- **YOUR INSTRUCTIONS**: In this exercise, return the whole listing exactly, excluding any images.

# START OF DATA SEGMENT

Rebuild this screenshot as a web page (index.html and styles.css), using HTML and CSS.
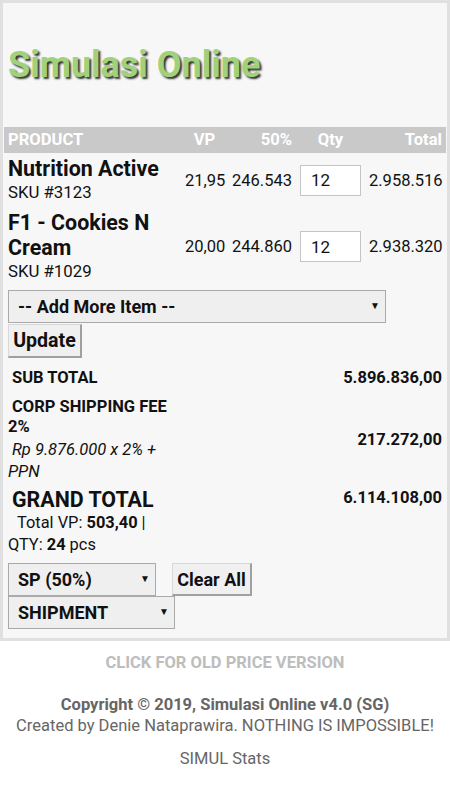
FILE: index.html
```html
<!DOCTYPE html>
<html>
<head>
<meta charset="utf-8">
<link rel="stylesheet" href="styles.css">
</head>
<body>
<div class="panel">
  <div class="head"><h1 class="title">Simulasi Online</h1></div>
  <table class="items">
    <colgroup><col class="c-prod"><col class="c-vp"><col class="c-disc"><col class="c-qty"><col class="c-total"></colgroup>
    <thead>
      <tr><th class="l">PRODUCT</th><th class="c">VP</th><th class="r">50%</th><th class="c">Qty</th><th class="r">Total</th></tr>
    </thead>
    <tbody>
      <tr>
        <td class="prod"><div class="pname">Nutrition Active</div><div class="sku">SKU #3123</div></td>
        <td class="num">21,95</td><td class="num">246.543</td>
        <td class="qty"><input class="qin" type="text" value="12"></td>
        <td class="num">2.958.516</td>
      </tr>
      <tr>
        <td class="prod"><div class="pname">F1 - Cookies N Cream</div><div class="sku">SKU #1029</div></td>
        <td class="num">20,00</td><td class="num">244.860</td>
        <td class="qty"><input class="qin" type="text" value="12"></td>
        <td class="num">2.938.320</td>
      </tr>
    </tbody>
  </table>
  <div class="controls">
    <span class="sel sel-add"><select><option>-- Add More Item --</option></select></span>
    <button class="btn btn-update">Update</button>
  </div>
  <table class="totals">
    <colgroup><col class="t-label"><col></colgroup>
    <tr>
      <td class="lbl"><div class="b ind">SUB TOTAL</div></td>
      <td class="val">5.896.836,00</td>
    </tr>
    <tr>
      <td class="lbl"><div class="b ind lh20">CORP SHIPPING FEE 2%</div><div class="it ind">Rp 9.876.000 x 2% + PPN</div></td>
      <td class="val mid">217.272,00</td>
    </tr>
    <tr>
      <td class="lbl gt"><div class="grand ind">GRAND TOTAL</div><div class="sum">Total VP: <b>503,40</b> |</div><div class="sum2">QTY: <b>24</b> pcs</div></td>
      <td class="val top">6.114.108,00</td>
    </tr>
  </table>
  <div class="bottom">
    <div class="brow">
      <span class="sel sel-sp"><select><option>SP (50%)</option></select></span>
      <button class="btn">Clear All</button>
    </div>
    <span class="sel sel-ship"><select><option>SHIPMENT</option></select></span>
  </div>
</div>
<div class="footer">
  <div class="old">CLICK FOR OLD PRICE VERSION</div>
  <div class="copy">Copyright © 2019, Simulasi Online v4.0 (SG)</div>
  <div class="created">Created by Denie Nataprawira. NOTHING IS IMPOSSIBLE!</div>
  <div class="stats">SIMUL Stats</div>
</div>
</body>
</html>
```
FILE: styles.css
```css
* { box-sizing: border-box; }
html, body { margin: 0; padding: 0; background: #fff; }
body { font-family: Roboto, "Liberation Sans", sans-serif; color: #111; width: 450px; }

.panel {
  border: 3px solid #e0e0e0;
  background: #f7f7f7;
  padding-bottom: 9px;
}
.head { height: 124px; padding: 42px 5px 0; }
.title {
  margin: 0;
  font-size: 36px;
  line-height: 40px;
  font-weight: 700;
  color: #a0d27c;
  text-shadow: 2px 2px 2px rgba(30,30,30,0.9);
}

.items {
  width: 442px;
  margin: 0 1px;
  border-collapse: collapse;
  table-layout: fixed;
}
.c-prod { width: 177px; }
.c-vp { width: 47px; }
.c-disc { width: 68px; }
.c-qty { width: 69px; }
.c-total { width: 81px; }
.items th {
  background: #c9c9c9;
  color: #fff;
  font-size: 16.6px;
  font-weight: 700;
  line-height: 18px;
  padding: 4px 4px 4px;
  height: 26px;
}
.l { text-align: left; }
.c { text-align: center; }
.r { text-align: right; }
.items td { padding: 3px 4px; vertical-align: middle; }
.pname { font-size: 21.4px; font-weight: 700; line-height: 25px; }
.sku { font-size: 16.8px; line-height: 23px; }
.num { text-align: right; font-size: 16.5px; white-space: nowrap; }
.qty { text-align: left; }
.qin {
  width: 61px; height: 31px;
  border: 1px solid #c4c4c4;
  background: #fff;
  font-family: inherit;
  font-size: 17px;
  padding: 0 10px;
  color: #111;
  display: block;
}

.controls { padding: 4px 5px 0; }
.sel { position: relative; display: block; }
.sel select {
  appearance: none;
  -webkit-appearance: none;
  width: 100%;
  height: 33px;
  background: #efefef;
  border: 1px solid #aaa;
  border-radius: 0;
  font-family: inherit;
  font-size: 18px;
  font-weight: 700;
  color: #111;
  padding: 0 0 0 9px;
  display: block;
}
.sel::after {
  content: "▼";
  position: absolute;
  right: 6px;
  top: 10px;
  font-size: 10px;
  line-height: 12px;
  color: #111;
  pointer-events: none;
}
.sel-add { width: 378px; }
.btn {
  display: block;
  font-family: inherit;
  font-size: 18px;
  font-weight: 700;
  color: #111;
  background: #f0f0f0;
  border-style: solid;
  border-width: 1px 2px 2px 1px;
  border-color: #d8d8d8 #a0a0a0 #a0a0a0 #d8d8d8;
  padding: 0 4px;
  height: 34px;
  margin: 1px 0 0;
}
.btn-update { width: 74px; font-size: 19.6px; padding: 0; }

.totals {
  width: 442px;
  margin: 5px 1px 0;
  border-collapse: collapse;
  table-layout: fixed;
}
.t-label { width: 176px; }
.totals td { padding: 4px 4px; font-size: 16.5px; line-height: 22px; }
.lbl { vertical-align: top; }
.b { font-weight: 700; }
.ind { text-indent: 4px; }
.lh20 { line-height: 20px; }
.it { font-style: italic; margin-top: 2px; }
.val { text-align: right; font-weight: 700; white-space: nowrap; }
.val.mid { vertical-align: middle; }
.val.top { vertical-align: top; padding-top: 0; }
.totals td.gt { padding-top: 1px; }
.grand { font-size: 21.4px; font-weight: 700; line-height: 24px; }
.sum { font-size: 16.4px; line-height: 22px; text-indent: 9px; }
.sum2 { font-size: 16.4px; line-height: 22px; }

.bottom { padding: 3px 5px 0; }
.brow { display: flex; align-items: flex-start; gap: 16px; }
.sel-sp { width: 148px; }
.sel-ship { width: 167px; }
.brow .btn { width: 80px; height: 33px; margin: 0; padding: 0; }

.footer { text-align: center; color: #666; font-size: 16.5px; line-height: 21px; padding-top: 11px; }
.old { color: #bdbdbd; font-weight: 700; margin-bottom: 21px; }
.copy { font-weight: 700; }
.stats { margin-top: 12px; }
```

# END OF DATA SEGMENT

- **RESPONSE BELOW**:
Rebuild this screenshot as a web page (index.html and styles.css), using HTML and CSS.
FILE: index.html
```html
<!DOCTYPE html>
<html>
<head>
<meta charset="utf-8">
<link rel="stylesheet" href="styles.css">
</head>
<body>
<div class="panel">
  <div class="head"><h1 class="title">Simulasi Online</h1></div>
  <table class="items">
    <colgroup><col class="c-prod"><col class="c-vp"><col class="c-disc"><col class="c-qty"><col class="c-total"></colgroup>
    <thead>
      <tr><th class="l">PRODUCT</th><th class="c">VP</th><th class="r">50%</th><th class="c">Qty</th><th class="r">Total</th></tr>
    </thead>
    <tbody>
      <tr>
        <td class="prod"><div class="pname">Nutrition Active</div><div class="sku">SKU #3123</div></td>
        <td class="num">21,95</td><td class="num">246.543</td>
        <td class="qty"><input class="qin" type="text" value="12"></td>
        <td class="num">2.958.516</td>
      </tr>
      <tr>
        <td class="prod"><div class="pname">F1 - Cookies N Cream</div><div class="sku">SKU #1029</div></td>
        <td class="num">20,00</td><td class="num">244.860</td>
        <td class="qty"><input class="qin" type="text" value="12"></td>
        <td class="num">2.938.320</td>
      </tr>
    </tbody>
  </table>
  <div class="controls">
    <span class="sel sel-add"><select><option>-- Add More Item --</option></select></span>
    <button class="btn btn-update">Update</button>
  </div>
  <table class="totals">
    <colgroup><col class="t-label"><col></colgroup>
    <tr>
      <td class="lbl"><div class="b ind">SUB TOTAL</div></td>
      <td class="val">5.896.836,00</td>
    </tr>
    <tr>
      <td class="lbl"><div class="b ind lh20">CORP SHIPPING FEE 2%</div><div class="it ind">Rp 9.876.000 x 2% + PPN</div></td>
      <td class="val mid">217.272,00</td>
    </tr>
    <tr>
      <td class="lbl gt"><div class="grand ind">GRAND TOTAL</div><div class="sum">Total VP: <b>503,40</b> |</div><div class="sum2">QTY: <b>24</b> pcs</div></td>
      <td class="val top">6.114.108,00</td>
    </tr>
  </table>
  <div class="bottom">
    <div class="brow">
      <span class="sel sel-sp"><select><option>SP (50%)</option></select></span>
      <button class="btn">Clear All</button>
    </div>
    <span class="sel sel-ship"><select><option>SHIPMENT</option></select></span>
  </div>
</div>
<div class="footer">
  <div class="old">CLICK FOR OLD PRICE VERSION</div>
  <div class="copy">Copyright © 2019, Simulasi Online v4.0 (SG)</div>
  <div class="created">Created by Denie Nataprawira. NOTHING IS IMPOSSIBLE!</div>
  <div class="stats">SIMUL Stats</div>
</div>
</body>
</html>
```
FILE: styles.css
```css
* { box-sizing: border-box; }
html, body { margin: 0; padding: 0; background: #fff; }
body { font-family: Roboto, "Liberation Sans", sans-serif; color: #111; width: 450px; }

.panel {
  border: 3px solid #e0e0e0;
  background: #f7f7f7;
  padding-bottom: 9px;
}
.head { height: 124px; padding: 42px 5px 0; }
.title {
  margin: 0;
  font-size: 36px;
  line-height: 40px;
  font-weight: 700;
  color: #a0d27c;
  text-shadow: 2px 2px 2px rgba(30,30,30,0.9);
}

.items {
  width: 442px;
  margin: 0 1px;
  border-collapse: collapse;
  table-layout: fixed;
}
.c-prod { width: 177px; }
.c-vp { width: 47px; }
.c-disc { width: 68px; }
.c-qty { width: 69px; }
.c-total { width: 81px; }
.items th {
  background: #c9c9c9;
  color: #fff;
  font-size: 16.6px;
  font-weight: 700;
  line-height: 18px;
  padding: 4px 4px 4px;
  height: 26px;
}
.l { text-align: left; }
.c { text-align: center; }
.r { text-align: right; }
.items td { padding: 3px 4px; vertical-align: middle; }
.pname { font-size: 21.4px; font-weight: 700; line-height: 25px; }
.sku { font-size: 16.8px; line-height: 23px; }
.num { text-align: right; font-size: 16.5px; white-space: nowrap; }
.qty { text-align: left; }
.qin {
  width: 61px; height: 31px;
  border: 1px solid #c4c4c4;
  background: #fff;
  font-family: inherit;
  font-size: 17px;
  padding: 0 10px;
  color: #111;
  display: block;
}

.controls { padding: 4px 5px 0; }
.sel { position: relative; display: block; }
.sel select {
  appearance: none;
  -webkit-appearance: none;
  width: 100%;
  height: 33px;
  background: #efefef;
  border: 1px solid #aaa;
  border-radius: 0;
  font-family: inherit;
  font-size: 18px;
  font-weight: 700;
  color: #111;
  padding: 0 0 0 9px;
  display: block;
}
.sel::after {
  content: "▼";
  position: absolute;
  right: 6px;
  top: 10px;
  font-size: 10px;
  line-height: 12px;
  color: #111;
  pointer-events: none;
}
.sel-add { width: 378px; }
.btn {
  display: block;
  font-family: inherit;
  font-size: 18px;
  font-weight: 700;
  color: #111;
  background: #f0f0f0;
  border-style: solid;
  border-width: 1px 2px 2px 1px;
  border-color: #d8d8d8 #a0a0a0 #a0a0a0 #d8d8d8;
  padding: 0 4px;
  height: 34px;
  margin: 1px 0 0;
}
.btn-update { width: 74px; font-size: 19.6px; padding: 0; }

.totals {
  width: 442px;
  margin: 5px 1px 0;
  border-collapse: collapse;
  table-layout: fixed;
}
.t-label { width: 176px; }
.totals td { padding: 4px 4px; font-size: 16.5px; line-height: 22px; }
.lbl { vertical-align: top; }
.b { font-weight: 700; }
.ind { text-indent: 4px; }
.lh20 { line-height: 20px; }
.it { font-style: italic; margin-top: 2px; }
.val { text-align: right; font-weight: 700; white-space: nowrap; }
.val.mid { vertical-align: middle; }
.val.top { vertical-align: top; padding-top: 0; }
.totals td.gt { padding-top: 1px; }
.grand { font-size: 21.4px; font-weight: 700; line-height: 24px; }
.sum { font-size: 16.4px; line-height: 22px; text-indent: 9px; }
.sum2 { font-size: 16.4px; line-height: 22px; }

.bottom { padding: 3px 5px 0; }
.brow { display: flex; align-items: flex-start; gap: 16px; }
.sel-sp { width: 148px; }
.sel-ship { width: 167px; }
.brow .btn { width: 80px; height: 33px; margin: 0; padding: 0; }

.footer { text-align: center; color: #666; font-size: 16.5px; line-height: 21px; padding-top: 11px; }
.old { color: #bdbdbd; font-weight: 700; margin-bottom: 21px; }
.copy { font-weight: 700; }
.stats { margin-top: 12px; }
```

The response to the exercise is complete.